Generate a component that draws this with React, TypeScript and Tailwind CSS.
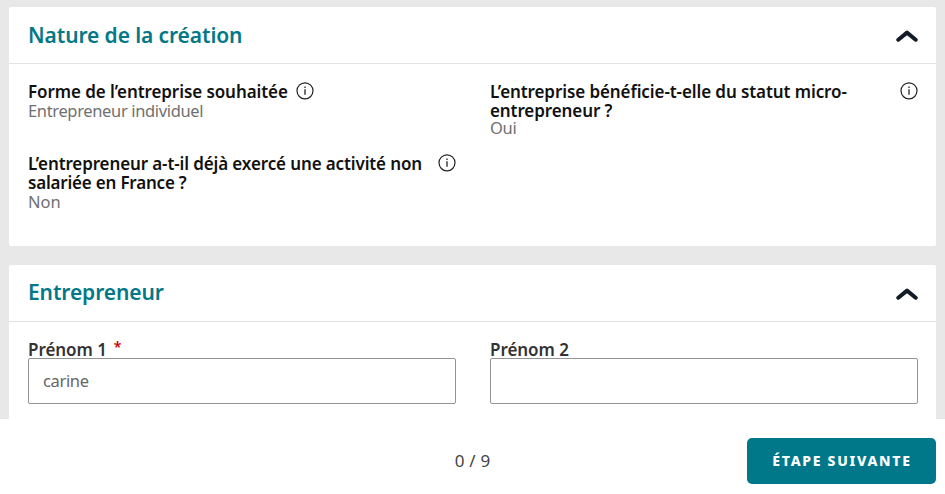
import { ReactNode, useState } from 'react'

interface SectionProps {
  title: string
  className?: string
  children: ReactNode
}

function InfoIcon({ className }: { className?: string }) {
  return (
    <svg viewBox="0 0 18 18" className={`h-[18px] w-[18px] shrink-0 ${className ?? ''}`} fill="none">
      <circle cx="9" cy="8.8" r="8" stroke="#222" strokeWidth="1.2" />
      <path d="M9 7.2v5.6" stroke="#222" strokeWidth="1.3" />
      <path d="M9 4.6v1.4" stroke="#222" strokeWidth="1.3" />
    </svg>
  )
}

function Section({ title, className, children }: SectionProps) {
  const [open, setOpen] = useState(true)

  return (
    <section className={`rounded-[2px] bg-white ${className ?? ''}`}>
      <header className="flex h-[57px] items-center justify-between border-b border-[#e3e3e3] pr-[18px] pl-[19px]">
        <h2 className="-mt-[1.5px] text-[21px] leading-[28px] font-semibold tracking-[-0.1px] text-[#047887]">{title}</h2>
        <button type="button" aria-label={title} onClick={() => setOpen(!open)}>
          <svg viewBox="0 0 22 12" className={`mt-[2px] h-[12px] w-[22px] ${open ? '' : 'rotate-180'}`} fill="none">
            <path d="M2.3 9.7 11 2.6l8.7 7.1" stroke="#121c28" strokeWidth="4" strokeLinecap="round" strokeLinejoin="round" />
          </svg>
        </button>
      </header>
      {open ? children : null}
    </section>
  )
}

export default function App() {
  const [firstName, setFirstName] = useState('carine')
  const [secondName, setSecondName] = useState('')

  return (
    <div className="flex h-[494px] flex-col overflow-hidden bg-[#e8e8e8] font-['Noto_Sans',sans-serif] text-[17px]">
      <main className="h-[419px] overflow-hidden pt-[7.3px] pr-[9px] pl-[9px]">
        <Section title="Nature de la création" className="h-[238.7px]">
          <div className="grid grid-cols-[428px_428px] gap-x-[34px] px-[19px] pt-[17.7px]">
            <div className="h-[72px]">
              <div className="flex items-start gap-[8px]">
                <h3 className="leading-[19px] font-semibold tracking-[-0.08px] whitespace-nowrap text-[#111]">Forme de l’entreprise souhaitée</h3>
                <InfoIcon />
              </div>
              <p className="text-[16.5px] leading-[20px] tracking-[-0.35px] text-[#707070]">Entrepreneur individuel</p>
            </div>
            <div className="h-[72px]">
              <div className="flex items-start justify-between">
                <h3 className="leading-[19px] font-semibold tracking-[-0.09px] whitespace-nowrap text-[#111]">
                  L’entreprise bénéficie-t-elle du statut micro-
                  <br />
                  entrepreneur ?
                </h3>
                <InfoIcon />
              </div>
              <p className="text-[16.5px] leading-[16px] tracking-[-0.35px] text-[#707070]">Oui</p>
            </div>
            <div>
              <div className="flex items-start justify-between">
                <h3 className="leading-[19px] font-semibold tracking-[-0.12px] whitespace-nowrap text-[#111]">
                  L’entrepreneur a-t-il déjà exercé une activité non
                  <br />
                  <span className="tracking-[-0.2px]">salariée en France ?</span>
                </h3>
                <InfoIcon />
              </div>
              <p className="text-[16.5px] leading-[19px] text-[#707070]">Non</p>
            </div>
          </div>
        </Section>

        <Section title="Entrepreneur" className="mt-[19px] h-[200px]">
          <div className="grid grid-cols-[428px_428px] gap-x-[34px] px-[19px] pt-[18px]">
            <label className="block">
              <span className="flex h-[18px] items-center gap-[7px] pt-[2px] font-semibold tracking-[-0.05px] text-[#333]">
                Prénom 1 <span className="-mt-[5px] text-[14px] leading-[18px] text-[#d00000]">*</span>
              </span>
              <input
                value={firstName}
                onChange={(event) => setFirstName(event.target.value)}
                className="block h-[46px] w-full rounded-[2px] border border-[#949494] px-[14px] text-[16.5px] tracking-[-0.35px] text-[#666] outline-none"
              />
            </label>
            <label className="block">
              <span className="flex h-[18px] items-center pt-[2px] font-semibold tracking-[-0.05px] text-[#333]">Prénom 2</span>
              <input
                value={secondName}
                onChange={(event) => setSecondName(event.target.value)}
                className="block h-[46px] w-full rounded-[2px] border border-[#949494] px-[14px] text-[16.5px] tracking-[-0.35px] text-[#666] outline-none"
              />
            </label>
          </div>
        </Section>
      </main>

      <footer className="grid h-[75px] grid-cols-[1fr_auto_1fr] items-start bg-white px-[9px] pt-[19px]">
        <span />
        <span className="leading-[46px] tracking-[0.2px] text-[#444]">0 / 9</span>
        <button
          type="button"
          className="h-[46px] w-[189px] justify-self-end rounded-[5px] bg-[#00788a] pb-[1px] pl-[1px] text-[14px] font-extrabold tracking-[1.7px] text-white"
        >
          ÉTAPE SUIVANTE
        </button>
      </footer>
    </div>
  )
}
┄┄┄┄┄┄┄┄┄┄┄┄┄┄┄┄┄┄┄┄
§ Exercise details
Restate the material word for word from its first line through the line containing "const [open, setOpen] = useState(true)", both included; the pictures do not belong in it.

§ Result
Generate a component that draws this with React, TypeScript and Tailwind CSS.
import { ReactNode, useState } from 'react'

interface SectionProps {
  title: string
  className?: string
  children: ReactNode
}

function InfoIcon({ className }: { className?: string }) {
  return (
    <svg viewBox="0 0 18 18" className={`h-[18px] w-[18px] shrink-0 ${className ?? ''}`} fill="none">
      <circle cx="9" cy="8.8" r="8" stroke="#222" strokeWidth="1.2" />
      <path d="M9 7.2v5.6" stroke="#222" strokeWidth="1.3" />
      <path d="M9 4.6v1.4" stroke="#222" strokeWidth="1.3" />
    </svg>
  )
}

function Section({ title, className, children }: SectionProps) {
  const [open, setOpen] = useState(true)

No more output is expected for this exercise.